Items from a data source
>>>>>

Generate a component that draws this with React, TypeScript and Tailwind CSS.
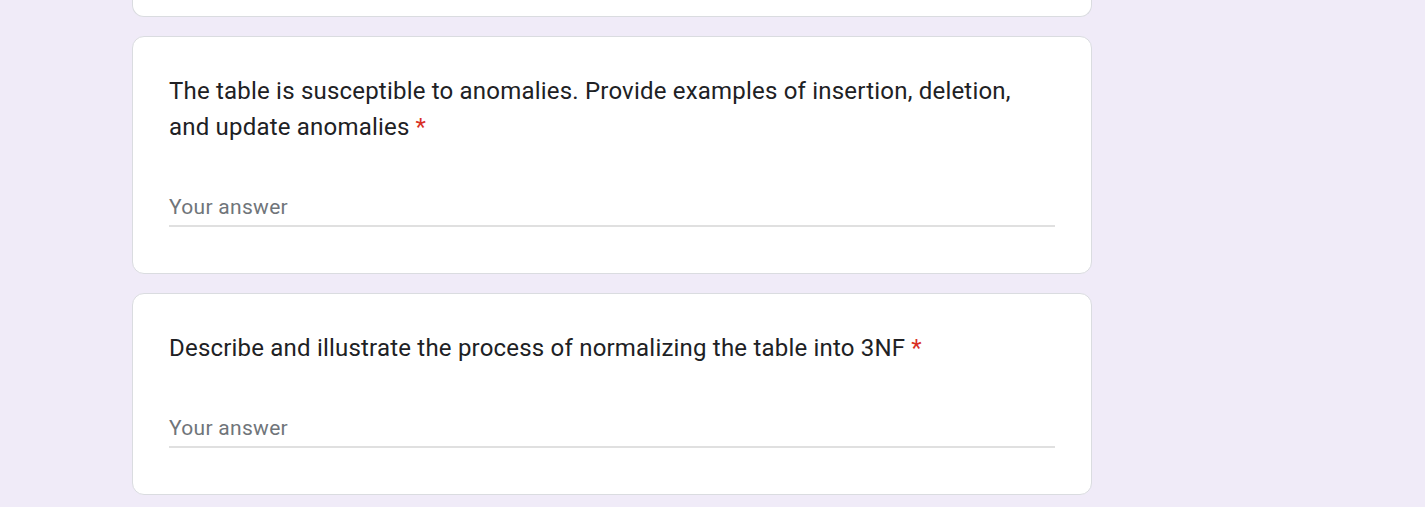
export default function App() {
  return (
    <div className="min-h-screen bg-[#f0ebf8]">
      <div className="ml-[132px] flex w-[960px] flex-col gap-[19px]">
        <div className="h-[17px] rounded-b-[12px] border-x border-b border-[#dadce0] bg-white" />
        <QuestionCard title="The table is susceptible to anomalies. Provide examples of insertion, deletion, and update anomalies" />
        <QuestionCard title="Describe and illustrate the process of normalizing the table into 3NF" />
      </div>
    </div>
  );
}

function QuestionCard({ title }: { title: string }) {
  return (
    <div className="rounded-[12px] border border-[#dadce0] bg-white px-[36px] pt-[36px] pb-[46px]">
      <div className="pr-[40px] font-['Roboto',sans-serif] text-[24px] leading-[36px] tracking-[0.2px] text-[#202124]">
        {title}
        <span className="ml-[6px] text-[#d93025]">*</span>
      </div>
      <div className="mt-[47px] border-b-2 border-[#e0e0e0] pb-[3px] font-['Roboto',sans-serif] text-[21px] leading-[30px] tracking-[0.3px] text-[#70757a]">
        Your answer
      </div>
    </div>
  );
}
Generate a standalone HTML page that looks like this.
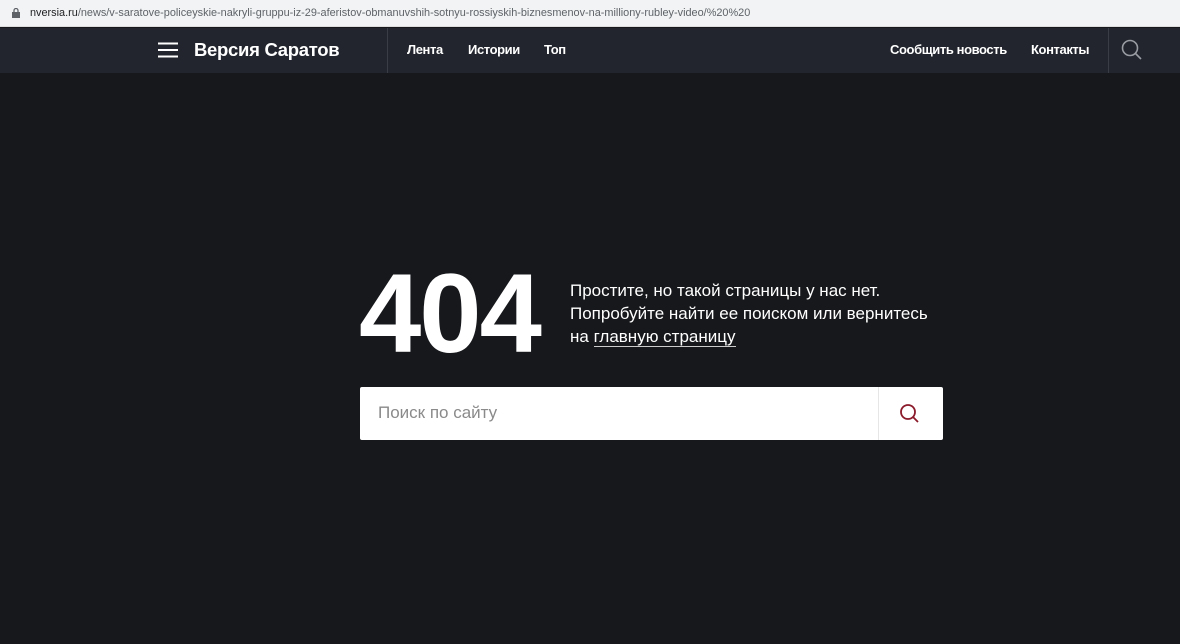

<<<<<

Exercise task.
Images must not appear in the copy; reproduce everything else in the records verbatim.

Task result.
Generate a component that draws this with React, TypeScript and Tailwind CSS.
export default function App() {
  return (
    <div className="min-h-screen bg-[#f0ebf8]">
      <div className="ml-[132px] flex w-[960px] flex-col gap-[19px]">
        <div className="h-[17px] rounded-b-[12px] border-x border-b border-[#dadce0] bg-white" />
        <QuestionCard title="The table is susceptible to anomalies. Provide examples of insertion, deletion, and update anomalies" />
        <QuestionCard title="Describe and illustrate the process of normalizing the table into 3NF" />
      </div>
    </div>
  );
}

function QuestionCard({ title }: { title: string }) {
  return (
    <div className="rounded-[12px] border border-[#dadce0] bg-white px-[36px] pt-[36px] pb-[46px]">
      <div className="pr-[40px] font-['Roboto',sans-serif] text-[24px] leading-[36px] tracking-[0.2px] text-[#202124]">
        {title}
        <span className="ml-[6px] text-[#d93025]">*</span>
      </div>
      <div className="mt-[47px] border-b-2 border-[#e0e0e0] pb-[3px] font-['Roboto',sans-serif] text-[21px] leading-[30px] tracking-[0.3px] text-[#70757a]">
        Your answer
      </div>
    </div>
  );
}
Generate a standalone HTML page that looks like this.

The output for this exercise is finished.